* _EXERCISE INSTRUCTIONS_
In the listing below, find every line containing "that" and copy it out.

* _SOURCE DATA_
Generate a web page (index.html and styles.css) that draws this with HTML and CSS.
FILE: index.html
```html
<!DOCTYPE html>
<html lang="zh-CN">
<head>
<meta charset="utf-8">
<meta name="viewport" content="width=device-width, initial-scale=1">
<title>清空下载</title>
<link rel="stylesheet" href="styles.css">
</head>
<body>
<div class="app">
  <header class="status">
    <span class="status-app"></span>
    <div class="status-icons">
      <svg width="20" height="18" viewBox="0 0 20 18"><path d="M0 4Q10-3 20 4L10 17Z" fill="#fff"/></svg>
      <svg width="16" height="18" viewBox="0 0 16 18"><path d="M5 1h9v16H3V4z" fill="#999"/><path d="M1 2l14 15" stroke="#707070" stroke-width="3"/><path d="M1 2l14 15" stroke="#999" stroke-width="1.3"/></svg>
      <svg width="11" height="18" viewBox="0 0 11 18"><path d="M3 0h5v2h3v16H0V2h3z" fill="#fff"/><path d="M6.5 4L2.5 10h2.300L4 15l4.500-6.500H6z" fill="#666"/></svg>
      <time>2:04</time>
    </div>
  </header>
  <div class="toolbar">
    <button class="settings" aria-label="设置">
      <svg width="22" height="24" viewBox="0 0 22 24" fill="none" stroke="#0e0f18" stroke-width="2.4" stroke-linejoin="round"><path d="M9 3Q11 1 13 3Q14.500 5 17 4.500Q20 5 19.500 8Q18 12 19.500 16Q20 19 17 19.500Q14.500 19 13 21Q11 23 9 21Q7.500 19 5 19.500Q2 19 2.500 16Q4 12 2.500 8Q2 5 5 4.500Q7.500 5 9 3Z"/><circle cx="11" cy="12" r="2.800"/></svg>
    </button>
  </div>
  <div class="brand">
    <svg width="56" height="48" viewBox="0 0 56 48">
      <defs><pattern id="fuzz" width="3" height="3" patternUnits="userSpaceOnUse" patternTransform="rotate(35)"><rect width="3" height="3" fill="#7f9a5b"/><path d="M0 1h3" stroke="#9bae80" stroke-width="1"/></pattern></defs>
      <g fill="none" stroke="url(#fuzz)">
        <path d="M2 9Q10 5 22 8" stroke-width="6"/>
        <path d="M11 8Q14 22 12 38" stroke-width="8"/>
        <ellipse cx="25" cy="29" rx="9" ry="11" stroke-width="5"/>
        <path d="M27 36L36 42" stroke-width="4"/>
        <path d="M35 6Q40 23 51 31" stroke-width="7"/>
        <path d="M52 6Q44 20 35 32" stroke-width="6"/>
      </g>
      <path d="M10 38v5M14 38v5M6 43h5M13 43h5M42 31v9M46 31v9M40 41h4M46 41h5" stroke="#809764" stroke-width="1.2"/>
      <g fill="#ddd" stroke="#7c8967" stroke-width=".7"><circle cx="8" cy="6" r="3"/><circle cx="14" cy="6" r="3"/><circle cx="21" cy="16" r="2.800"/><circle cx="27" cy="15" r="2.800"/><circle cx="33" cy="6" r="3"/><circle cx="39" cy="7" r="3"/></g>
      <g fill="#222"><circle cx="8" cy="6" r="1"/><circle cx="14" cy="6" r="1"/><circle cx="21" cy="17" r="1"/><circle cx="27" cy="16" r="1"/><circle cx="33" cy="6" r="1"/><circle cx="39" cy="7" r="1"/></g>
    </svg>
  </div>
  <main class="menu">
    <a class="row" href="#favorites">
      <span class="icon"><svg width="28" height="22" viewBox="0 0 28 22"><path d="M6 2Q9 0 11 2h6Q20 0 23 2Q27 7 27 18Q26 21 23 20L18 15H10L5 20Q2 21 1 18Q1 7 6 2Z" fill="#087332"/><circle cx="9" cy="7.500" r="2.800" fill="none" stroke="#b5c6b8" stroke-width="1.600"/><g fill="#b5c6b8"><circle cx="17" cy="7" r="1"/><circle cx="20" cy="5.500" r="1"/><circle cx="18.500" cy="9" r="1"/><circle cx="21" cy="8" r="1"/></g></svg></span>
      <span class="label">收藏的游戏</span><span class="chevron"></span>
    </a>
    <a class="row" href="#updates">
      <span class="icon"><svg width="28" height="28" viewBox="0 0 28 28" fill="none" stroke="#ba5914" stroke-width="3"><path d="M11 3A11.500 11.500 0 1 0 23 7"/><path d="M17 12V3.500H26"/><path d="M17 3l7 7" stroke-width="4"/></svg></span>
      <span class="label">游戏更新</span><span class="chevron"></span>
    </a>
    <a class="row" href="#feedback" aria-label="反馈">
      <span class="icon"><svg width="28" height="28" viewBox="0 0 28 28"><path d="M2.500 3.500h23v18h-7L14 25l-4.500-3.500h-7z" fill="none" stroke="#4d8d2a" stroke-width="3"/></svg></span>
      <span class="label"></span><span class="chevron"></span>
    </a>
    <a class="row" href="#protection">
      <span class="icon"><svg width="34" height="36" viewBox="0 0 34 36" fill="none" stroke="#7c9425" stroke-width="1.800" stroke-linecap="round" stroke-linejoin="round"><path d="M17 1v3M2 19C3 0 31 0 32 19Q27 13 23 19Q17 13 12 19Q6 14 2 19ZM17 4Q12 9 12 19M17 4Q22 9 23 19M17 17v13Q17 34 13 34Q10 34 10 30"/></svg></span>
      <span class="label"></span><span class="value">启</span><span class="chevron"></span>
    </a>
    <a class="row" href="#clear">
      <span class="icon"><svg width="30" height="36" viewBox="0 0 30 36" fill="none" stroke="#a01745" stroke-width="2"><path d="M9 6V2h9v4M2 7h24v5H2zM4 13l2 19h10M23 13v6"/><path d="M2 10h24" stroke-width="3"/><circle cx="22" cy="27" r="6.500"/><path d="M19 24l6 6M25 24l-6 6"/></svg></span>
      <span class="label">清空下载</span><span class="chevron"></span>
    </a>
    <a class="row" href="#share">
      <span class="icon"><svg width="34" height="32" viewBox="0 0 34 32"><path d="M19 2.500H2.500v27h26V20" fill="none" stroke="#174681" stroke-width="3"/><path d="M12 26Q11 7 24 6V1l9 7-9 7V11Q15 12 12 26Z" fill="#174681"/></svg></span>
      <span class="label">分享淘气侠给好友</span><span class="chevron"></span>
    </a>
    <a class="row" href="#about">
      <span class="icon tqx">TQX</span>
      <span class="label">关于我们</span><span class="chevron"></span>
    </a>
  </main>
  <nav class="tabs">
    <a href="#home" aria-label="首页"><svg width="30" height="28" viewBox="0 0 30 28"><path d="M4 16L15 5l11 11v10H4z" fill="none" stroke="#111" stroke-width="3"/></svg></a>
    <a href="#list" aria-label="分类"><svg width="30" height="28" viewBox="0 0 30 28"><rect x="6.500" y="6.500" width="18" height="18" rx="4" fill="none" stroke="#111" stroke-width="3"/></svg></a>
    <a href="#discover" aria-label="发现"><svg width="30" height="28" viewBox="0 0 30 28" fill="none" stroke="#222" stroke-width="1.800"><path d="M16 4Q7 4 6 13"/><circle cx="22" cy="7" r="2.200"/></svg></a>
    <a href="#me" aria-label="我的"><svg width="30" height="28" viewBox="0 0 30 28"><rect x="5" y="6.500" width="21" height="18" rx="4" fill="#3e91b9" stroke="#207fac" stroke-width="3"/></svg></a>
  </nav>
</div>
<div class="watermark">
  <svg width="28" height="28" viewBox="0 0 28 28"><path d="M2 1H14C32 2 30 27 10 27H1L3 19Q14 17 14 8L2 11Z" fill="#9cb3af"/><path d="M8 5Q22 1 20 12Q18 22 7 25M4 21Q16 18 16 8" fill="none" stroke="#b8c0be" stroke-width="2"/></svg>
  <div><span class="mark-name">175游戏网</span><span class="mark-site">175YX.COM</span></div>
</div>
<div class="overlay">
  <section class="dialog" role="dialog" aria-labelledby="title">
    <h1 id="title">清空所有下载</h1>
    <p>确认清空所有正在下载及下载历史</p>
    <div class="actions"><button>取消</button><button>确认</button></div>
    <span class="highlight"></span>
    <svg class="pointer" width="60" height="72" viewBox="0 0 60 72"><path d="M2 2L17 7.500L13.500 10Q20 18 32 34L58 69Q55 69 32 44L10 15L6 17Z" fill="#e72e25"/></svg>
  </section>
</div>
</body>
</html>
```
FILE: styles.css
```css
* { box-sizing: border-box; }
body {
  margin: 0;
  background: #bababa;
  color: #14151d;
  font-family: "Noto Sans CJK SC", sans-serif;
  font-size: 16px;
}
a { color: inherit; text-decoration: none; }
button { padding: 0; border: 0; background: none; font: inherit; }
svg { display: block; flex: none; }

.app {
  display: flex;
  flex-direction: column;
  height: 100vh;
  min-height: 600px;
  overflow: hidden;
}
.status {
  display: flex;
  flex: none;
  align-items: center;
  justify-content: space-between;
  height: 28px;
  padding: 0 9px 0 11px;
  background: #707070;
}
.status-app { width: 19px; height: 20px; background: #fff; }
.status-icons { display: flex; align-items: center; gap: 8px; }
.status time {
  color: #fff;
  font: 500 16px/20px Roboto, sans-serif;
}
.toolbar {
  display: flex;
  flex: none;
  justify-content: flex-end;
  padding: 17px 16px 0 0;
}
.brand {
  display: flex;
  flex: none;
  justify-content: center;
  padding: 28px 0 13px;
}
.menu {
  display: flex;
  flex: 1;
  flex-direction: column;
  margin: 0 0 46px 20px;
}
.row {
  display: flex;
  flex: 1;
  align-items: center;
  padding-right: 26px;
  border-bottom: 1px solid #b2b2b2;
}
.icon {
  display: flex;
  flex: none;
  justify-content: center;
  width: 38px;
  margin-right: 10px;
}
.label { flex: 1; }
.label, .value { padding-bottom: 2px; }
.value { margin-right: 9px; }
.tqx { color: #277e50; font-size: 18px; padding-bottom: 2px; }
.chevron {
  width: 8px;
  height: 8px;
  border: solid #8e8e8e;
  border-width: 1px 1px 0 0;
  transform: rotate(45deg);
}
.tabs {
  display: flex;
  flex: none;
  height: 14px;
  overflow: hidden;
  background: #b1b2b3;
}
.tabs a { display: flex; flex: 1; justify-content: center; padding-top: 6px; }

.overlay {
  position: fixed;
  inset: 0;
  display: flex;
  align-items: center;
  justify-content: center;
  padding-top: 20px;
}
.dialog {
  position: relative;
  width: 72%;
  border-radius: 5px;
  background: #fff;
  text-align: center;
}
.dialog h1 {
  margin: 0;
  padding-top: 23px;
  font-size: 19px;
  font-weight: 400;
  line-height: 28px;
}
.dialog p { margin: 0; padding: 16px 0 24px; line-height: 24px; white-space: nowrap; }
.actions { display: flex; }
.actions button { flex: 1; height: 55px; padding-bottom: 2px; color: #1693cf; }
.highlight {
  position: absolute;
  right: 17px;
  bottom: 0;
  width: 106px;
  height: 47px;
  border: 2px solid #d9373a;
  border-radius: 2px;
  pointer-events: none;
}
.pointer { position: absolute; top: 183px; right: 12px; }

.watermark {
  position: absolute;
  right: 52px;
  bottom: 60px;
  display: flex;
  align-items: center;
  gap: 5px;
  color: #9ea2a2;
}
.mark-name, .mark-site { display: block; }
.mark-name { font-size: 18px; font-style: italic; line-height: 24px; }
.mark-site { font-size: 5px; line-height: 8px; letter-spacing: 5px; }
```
...
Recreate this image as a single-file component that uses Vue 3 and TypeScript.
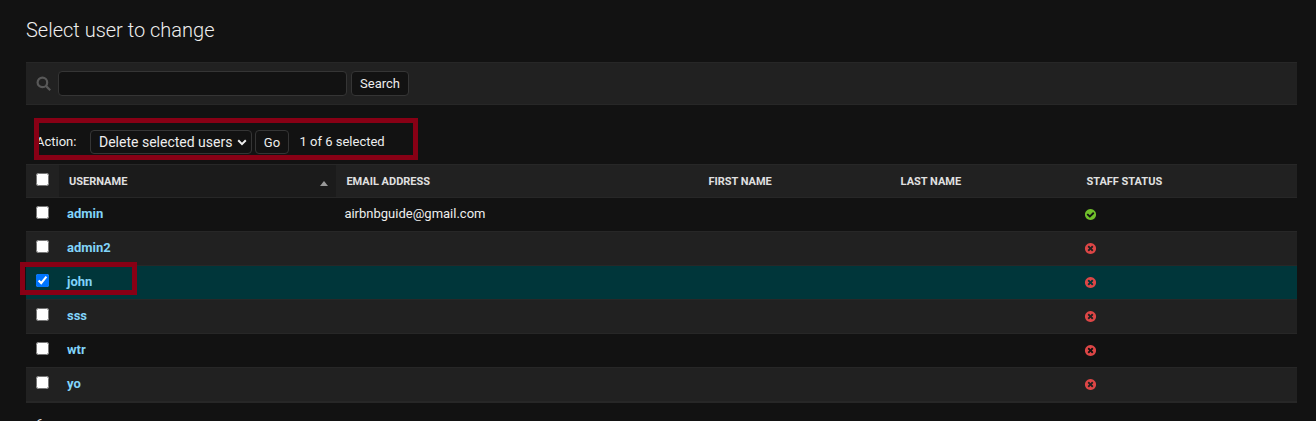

* _RESPONSE_
Generate a web page (index.html and styles.css) that draws this with HTML and CSS.
Recreate this image as a single-file component that uses Vue 3 and TypeScript.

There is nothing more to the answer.